The Power Dividend Index Portfolio (Power Dividend Portfolio) is a rules-based strategy that tracks the W.E. Donoghue Power Dividend Index. It has the objective of maximizing total return from income and capital appreciation with the preservation of capital a secondary objective.
The Power Dividend Portfolio employs a disciplined investment selection process with a tactical overlay that determines whether the Portfolio will be in a bullish (invested) or defensive position. The tactical overlay is made up of two triggers. The first trigger tracks exponential moving averages of the stocks in the Portfolio to identify potentially negative intermediate-term trends. The second is an economic indicator that more broadly measures the health of the economy and monitors longer term evolving problems that could lead to bear markets or recessions. Based on the status of each tactical indicator, the Portfolio could be 100% in equities, 50% in equities-50% defensive or 100% defensive. When in a defensive position, the Portfolio will invest in short‐term U.S. Treasury ETFs or cash equivalents.

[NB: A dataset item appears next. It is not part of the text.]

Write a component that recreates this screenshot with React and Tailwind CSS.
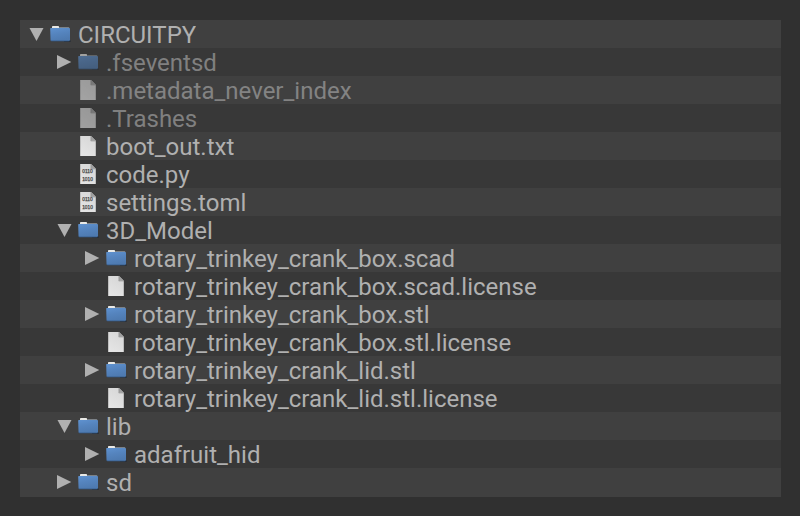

When bullish, the Portfolio allocates equally in up to 50 stocks, 5 from 10 different sectors. The stocks are selected based on having the highest dividend yields in their sector as well as meeting other quality factors. If fewer than five eligible stocks meet the yield and quality requirements in any sector, only stocks that meet all the requirements are included, and the remaining allocation is equally divided between the full final list of selected securities. The 10 sectors used are Communication Services, Consumer Discretionary, Consumer Staples, Energy, Financials, Health Care, Industrials, Technology, Materials, and Utilities. Additionally, when bullish, the Portfolio rebalances quarterly to bring the holdings back to an equal weighting and reconstituted annually.
The Power Dividend Index Portfolio as a standalone strategy is appropriate for investors with a high risk tolerance. The portfolio is suitable for investors with a time horizon of five years or longer, as it can exhibit short-term volatility equal to or potentially greater than the overall stock market.